When Ransom Pride is gunned down during an aborted gun smuggling deal, his ex-lover, Juliette Flowers, determines to recover his body for burial with his mother. Arrayed against her is Ransom's father, once a killer himself, but now a preacher, he turns to his old friend, Shepherd Graves, to provide a couple of bounty hunters to find and kill Juliette. Helping her in her quest are Ransom's younger brother, Champ Pride, a dwarf and Siamese twins. Only a Mexican witch stands to gain from Juliette’s death and will do anything to achieve her goal...

The Last Rites of Ransom Pride (2010 - 1 hr, 18 min, 30 sec) is a stylised western, directed and written by Tiller Russell, who co-wrote the script with Ray Wylie Hubbard. It is stylised in such a fashion that it may not appeal to fans of traditional westerns, with which it shares only locations and a few occasional tropes. If anything the film has more in common with Bring Me the Head of Alfredo Garcia (1974), although it is not as well made.

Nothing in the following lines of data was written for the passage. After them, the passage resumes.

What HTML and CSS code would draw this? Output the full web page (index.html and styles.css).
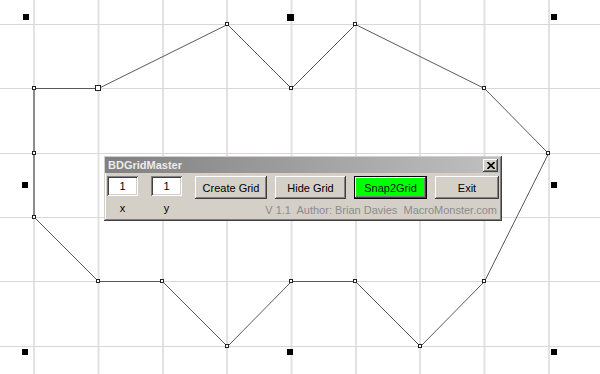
FILE: index.html
```html
<!DOCTYPE html>
<html lang="en">
<head>
    <meta charset="UTF-8">
    <meta name="viewport" content="width=device-width, initial-scale=1.0">
    <title>BDGridMaster</title>
    <link rel="stylesheet" href="styles.css">
</head>
<body>
    <!-- drawing sheet: grid, shape and selection handles -->
    <svg class="sheet" width="600" height="374" viewBox="0 0 600 374">
        <g class="grid-v">
            <line x1="34" y1="0" x2="34" y2="374"/>
            <line x1="98.5" y1="0" x2="98.5" y2="374"/>
            <line x1="163" y1="0" x2="163" y2="374"/>
            <line x1="227" y1="0" x2="227" y2="374"/>
            <line x1="291.5" y1="0" x2="291.5" y2="374"/>
            <line x1="356" y1="0" x2="356" y2="374"/>
            <line x1="420" y1="0" x2="420" y2="374"/>
            <line x1="484.5" y1="0" x2="484.5" y2="374"/>
            <line x1="549" y1="0" x2="549" y2="374"/>
        </g>
        <g class="grid-h">
            <line x1="0" y1="24.5" x2="600" y2="24.5"/>
            <line x1="0" y1="88.5" x2="600" y2="88.5"/>
            <line x1="0" y1="153.5" x2="600" y2="153.5"/>
            <line x1="0" y1="217.5" x2="600" y2="217.5"/>
            <line x1="0" y1="281.5" x2="600" y2="281.5"/>
            <line x1="0" y1="346.5" x2="600" y2="346.5"/>
        </g>

        <polyline class="shape" points="34.5,88.5 98.5,88.5 227.5,24.5 291.5,88.5 355.5,24.5 484.5,88.5 548.5,153.5 484.5,281.5 420.5,346.5 355.5,281.5 291.5,281.5 227.5,346.5 162.5,281.5 98.5,281.5 34.5,217.5"/>
        <line class="edge-left" x1="34" y1="88" x2="34" y2="218"/>

        <g class="nodes">
            <rect x="32.5" y="86.5" width="3" height="3"/>
            <rect x="95.5" y="85.5" width="5" height="5"/>
            <rect x="225.5" y="22.5" width="3" height="3"/>
            <rect x="289.5" y="86.5" width="3" height="3"/>
            <rect x="353.5" y="22.5" width="3" height="3"/>
            <rect x="482.5" y="86.5" width="3" height="3"/>
            <rect x="546.5" y="151.5" width="3" height="3"/>
            <rect x="482.5" y="279.5" width="3" height="3"/>
            <rect x="418.5" y="344.5" width="3" height="3"/>
            <rect x="353.5" y="279.5" width="3" height="3"/>
            <rect x="289.5" y="279.5" width="3" height="3"/>
            <rect x="225.5" y="344.5" width="3" height="3"/>
            <rect x="160.5" y="279.5" width="3" height="3"/>
            <rect x="96.5" y="279.5" width="3" height="3"/>
            <rect x="32.5" y="215.5" width="3" height="3"/>
            <rect x="32.5" y="151.5" width="3" height="3"/>
        </g>

        <g class="handles">
            <rect x="23" y="14" width="6" height="6"/>
            <rect x="287" y="14" width="7" height="7"/>
            <rect x="551" y="14" width="6" height="6"/>
            <rect x="22" y="182" width="6" height="6"/>
            <rect x="551" y="182" width="6" height="6"/>
            <rect x="22" y="349" width="6" height="6"/>
            <rect x="287" y="349" width="6" height="6"/>
            <rect x="551" y="349" width="6" height="6"/>
        </g>
    </svg>

    <div class="dialog">
        <div class="titlebar">
            <span>BDGridMaster</span>
            <button class="close">
                <svg width="8" height="7" viewBox="0 0 8 7"><path d="M0.5 0 L7.5 7 M7.5 0 L0.5 7"/></svg>
            </button>
        </div>
        <div class="content">
            <div class="field">
                <input type="text" value="1">
                <label>x</label>
            </div>
            <div class="field">
                <input type="text" value="1">
                <label>y</label>
            </div>
            <div class="panel">
                <div class="buttons">
                    <button class="btn btn-create">Create Grid</button>
                    <button class="btn btn-hide">Hide Grid</button>
                    <button class="btn btn-snap">Snap2Grid</button>
                    <button class="btn btn-exit">Exit</button>
                </div>
                <div class="credit">V 1.1  Author: Brian Davies  MacroMonster.com</div>
            </div>
        </div>
    </div>
</body>
</html>
```

FILE: styles.css
```css
* { margin: 0; padding: 0; box-sizing: border-box; }

body {
    width: 600px;
    height: 374px;
    overflow: hidden;
    position: relative;
    background: #fff;
    font-family: "Liberation Sans", Arial, sans-serif;
    font-size: 11px;
    color: #000;
}

.sheet { display: block; }

.grid-v line { stroke: #e2e2e2; stroke-width: 2; }
.grid-h line { stroke: #d8d8d8; stroke-width: 1; }

.shape {
    fill: none;
    stroke: #5a5a5a;
    stroke-width: 1;
}

.edge-left { stroke: #8c8c8c; stroke-width: 2; }

.nodes rect {
    fill: #fff;
    stroke: #222;
    stroke-width: 1;
}

.handles rect { fill: #000; }

/* floating tool window */
.dialog {
    position: absolute;
    left: 104px;
    top: 156px;
    width: 398px;
    height: 65px;
    padding: 1px 2px 2px 1px;
    background: #d4d0c8;
    box-shadow: inset -1px -1px #404040, inset 1px 1px #d4d0c8,
                inset -2px -2px #808080, inset 2px 2px #fff;
}

.titlebar {
    height: 16px;
    display: flex;
    align-items: center;
    justify-content: space-between;
    padding: 0 2px 0 3px;
    background: linear-gradient(to right, #808080, #c0c0c0);
    color: #ececec;
    font-weight: bold;
    font-size: 11px;
}

.close {
    width: 15px;
    height: 13px;
    border: none;
    background: #d4d0c8;
    display: flex;
    align-items: center;
    justify-content: center;
    box-shadow: inset -1px -1px #404040, inset 1px 1px #fff,
                inset -2px -2px #808080;
}

.close svg path {
    stroke: #000;
    stroke-width: 1.6;
    fill: none;
}

.content {
    display: flex;
    gap: 13px;
    padding: 3px 0 0 2px;
}

.field {
    width: 31px;
    display: flex;
    flex-direction: column;
    align-items: center;
}

.field input {
    width: 31px;
    height: 20px;
    border: none;
    outline: none;
    background: #fff;
    font: inherit;
    color: #000;
    text-align: center;
    box-shadow: inset 1px 1px #808080, inset -1px -1px #fff,
                inset 2px 2px #404040, inset -2px -2px #d4d0c8;
}

.field label {
    margin-top: 6px;
    line-height: 13px;
}

.panel {
    display: flex;
    flex-direction: column;
}

.buttons {
    display: flex;
    gap: 8px;
}

.btn {
    height: 23px;
    border: none;
    background: #d4d0c8;
    font: inherit;
    color: #000;
    box-shadow: inset -1px -1px #404040, inset 1px 1px #fff,
                inset -2px -2px #808080;
}

.btn-create { width: 72px; }
.btn-hide { width: 71px; }
.btn-exit { width: 64px; }

.btn-snap {
    width: 73px;
    background: #00ff00;
    color: #001a00;
    box-shadow: inset 0 0 0 1px #000, inset -2px -2px #404040,
                inset 2px 2px #fff, inset -3px -3px #808080;
}

.credit {
    margin-top: 5px;
    padding-right: 2px;
    line-height: 13px;
    text-align: right;
    white-space: pre;
    color: #8c8c8c;
}
```
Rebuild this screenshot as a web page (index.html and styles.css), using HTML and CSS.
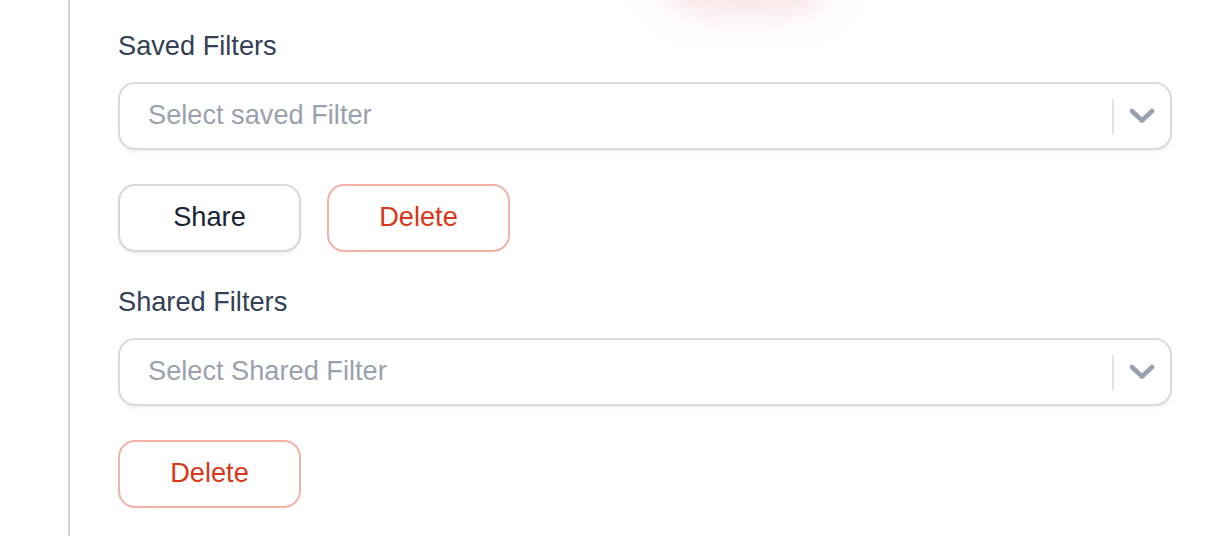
FILE: index.html
```html
<!DOCTYPE html>
<html lang="en">
<head>
<meta charset="utf-8">
<title>Filters</title>
<link rel="stylesheet" href="styles.css">
</head>
<body>
<div class="page">
  <div class="glow" aria-hidden="true"></div>
  <div class="panel">
    <section class="group">
      <div class="label">Saved Filters</div>
      <div class="select">
        <span class="placeholder">Select saved Filter</span>
        <span class="sep"></span>
        <span class="chev">
          <svg width="26" height="16" viewBox="0 0 26 16"><polyline points="3,3 13,12.5 23,3" fill="none" stroke="#9aa1ae" stroke-width="4.6" stroke-linecap="round" stroke-linejoin="round"/></svg>
        </span>
      </div>
      <div class="actions">
        <button class="btn">Share</button>
        <button class="btn danger">Delete</button>
      </div>
    </section>
    <section class="group second">
      <div class="label">Shared Filters</div>
      <div class="select">
        <span class="placeholder">Select Shared Filter</span>
        <span class="sep"></span>
        <span class="chev">
          <svg width="26" height="16" viewBox="0 0 26 16"><polyline points="3,3 13,12.5 23,3" fill="none" stroke="#9aa1ae" stroke-width="4.6" stroke-linecap="round" stroke-linejoin="round"/></svg>
        </span>
      </div>
      <div class="actions">
        <button class="btn danger">Delete</button>
      </div>
    </section>
  </div>
</div>
</body>
</html>
```
FILE: styles.css
```css
* { box-sizing: border-box; }
html, body {
  margin: 0;
  padding: 0;
  background: #ffffff;
  height: 100%;
  overflow: hidden;
}
body {
  font-family: "Liberation Sans", Arial, sans-serif;
  font-size: 27.2px;
}
.page {
  position: relative;
  height: 536px;
  padding-left: 68px;
}
.glow {
  position: absolute;
  left: 672px;
  top: -80px;
  width: 148px;
  height: 70px;
  border-radius: 35px;
  background: #f6d3d7;
  box-shadow: 0 4px 34px 18px rgba(240, 170, 178, 0.38);
}
.panel {
  height: 100%;
  border-left: 2px solid #d2d2d2;
  padding: 26px 48px 0 48px;
  width: 1152px;
}
.group.second { margin-top: 30px; }
.label {
  color: #344054;
  line-height: 40px;
  margin-bottom: 16px;
}
.select {
  display: flex;
  align-items: center;
  height: 68px;
  border: 2px solid #d6dae3;
  border-radius: 17px;
  background: #fff;
  box-shadow: 0 2px 3px rgba(16, 24, 40, 0.06);
  padding-left: 28px;
}
.placeholder {
  flex: 1;
  color: #9aa1ae;
  padding-bottom: 3px;
}
.sep {
  width: 2px;
  height: 35px;
  background: #dfe2e8;
}
.chev {
  display: flex;
  align-items: center;
  justify-content: center;
  width: 56px;
  height: 100%;
}
.chev svg { display: block; }
.actions {
  display: flex;
  gap: 26px;
  margin-top: 34px;
}
.btn {
  width: 183px;
  height: 68px;
  border: 2px solid #d7d7d7;
  border-radius: 17px;
  background: #fff;
  font-family: inherit;
  font-size: 27.2px;
  color: #1a2236;
  box-shadow: 0 2px 3px rgba(16, 24, 40, 0.06);
  padding: 0 0 3px 0;
  cursor: pointer;
}
.btn.danger {
  border-color: #f2b2a7;
  color: #da3619;
  box-shadow: none;
}
```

If you consider from the start that the film is a ‘b’ movie at heart, then there is more of an acceptance for the film's failings. It’s not that anything about it is particularly bad, but then there is also a lack of outstanding performances, script and direction. The damming praise is that the film is okay.

Lizzy Caplan plays Flowers in that ballsy, yet predictable, way that writers present strong women on the screen. Her performance is hampered by an overall weak script and editing which is style for styles sake, even though the end result makes for a choppy watch. Although he takes centre stage on the DVD cover, Kris Kristofferson (Shepherd Graves) only appears in a few scenes, the bulk of the action being taken by Caplan and Jon Foster (Champ Pride). Peter Dinklage (Tyrion Lannister - Game of Thrones) pops up in a cameo part as the shotgun-toting dwarf, though the acting laurels must go to Dwight Yoakam (Reverend Early Pride) who plays Ransom's father and the instigator of most of the mayhem.

The disc does not have a single extra; audio is either English 5.1 or 2.0, with no subtitles.

It’s not a great film, but is a watchable independent, with a few good ideas - some borrowed - and a half decent cast. If the director had taken his arty hat off and presented a more straightforward telling of the story, it might even have been a better film, but as it stands, it is average at best.